As yet untapped, it has been opposed by Bundesbank President Jens Weidmann on the grounds that it’s tantamount to printing money to finance governments, which the ECB’s founding treaty prohibits. Underscoring German disdain, former ECB board member Juergen Stark, who quit in 2011 in protest at the first round of bond buying, dubs the strategy “Out of Mandate Transactions.”
“The ECB has made an amazing power grab on fiscal policy,” said Tim Duy, an economist at the University of Oregon in Eugene who writes a blog on monetary policy. “To what extent does this political intrusion prevent them from doing their job in the future?”
The independence dilemma may be greater for the ECB than its counterparts because “there is more incentive for an individual country to push risk on to the central bank, since that way it spreads the risk away from the country itself to the euro area as a whole,” said Huw Pill, chief European economist at Goldman Sachs Group Inc. and a former ECB official.
Some politicians already want more. Spanish Prime Minister Mariano Rajoy last week called on the ECB to match the quantitative easing of the U.S. and Japan. French President Francois Hollande has leaned on the ECB to do more to weaken the euro.
The government and central bank of Cyprus also are at odds over whether to sell the nation’s gold. Bundesbank board member Andreas Dombret warned in today’s Handelsblatt newspaper against politicizing central banks by handing them sole responsibility in areas requiring democratic legitimacy such as financial market supervision.
The fiscal and monetary authorities of the U.K. also may be blurring lines amid the risk of a third recession since 2008. The central bank already has tolerated inflation above its 2 percent target every month since November 2009 and has 375 billion-pound quantitative-easing program.
The ties may nevertheless be getting stronger as the economy stays weak. Calling “monetary activism” a necessary part of the government’s economic strategy, Chancellor of the Exchequer George Osborne last month made the bank’s mission statement more flexible and told it to explore Fed-style policy guidance to enhance stimulus after Mark Carney becomes governor in July.
The Fed in December tied changes in its benchmark lending rate directly to economic indicators for employment and inflation for the first time.
Osborne also said government and central-bank officials are “actively considering” extending the Funding for Lending Scheme they united to start last year.

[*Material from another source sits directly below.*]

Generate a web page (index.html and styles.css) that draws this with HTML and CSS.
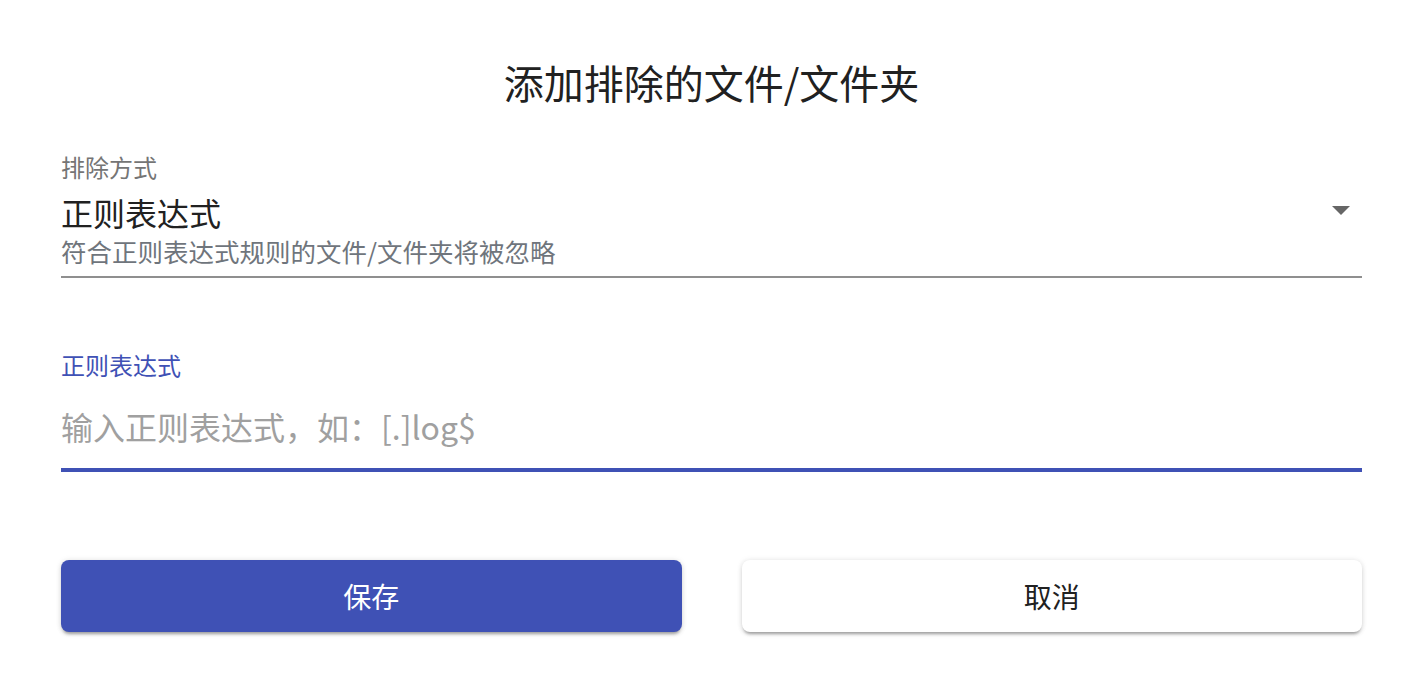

The goal is to boost the provision of credit by lowering funding costs for financial companies.
“There does seem to be an element of politicization” in the programs, said Robert Wood, chief U.K. economist at Berenberg Bank in London and a former Bank of England official. “But for the moment it’s not pushing policy where it shouldn’t be because the economy does need stimulus.”
The upshot is that the world economy is in a period when central banks are willing to restrain the cost of servicing government and household debt for fear of derailing economies if they don’t, said Joachim Fels, co-global head of economics at Morgan Stanley in London.
“Central bank independence is history,” he said.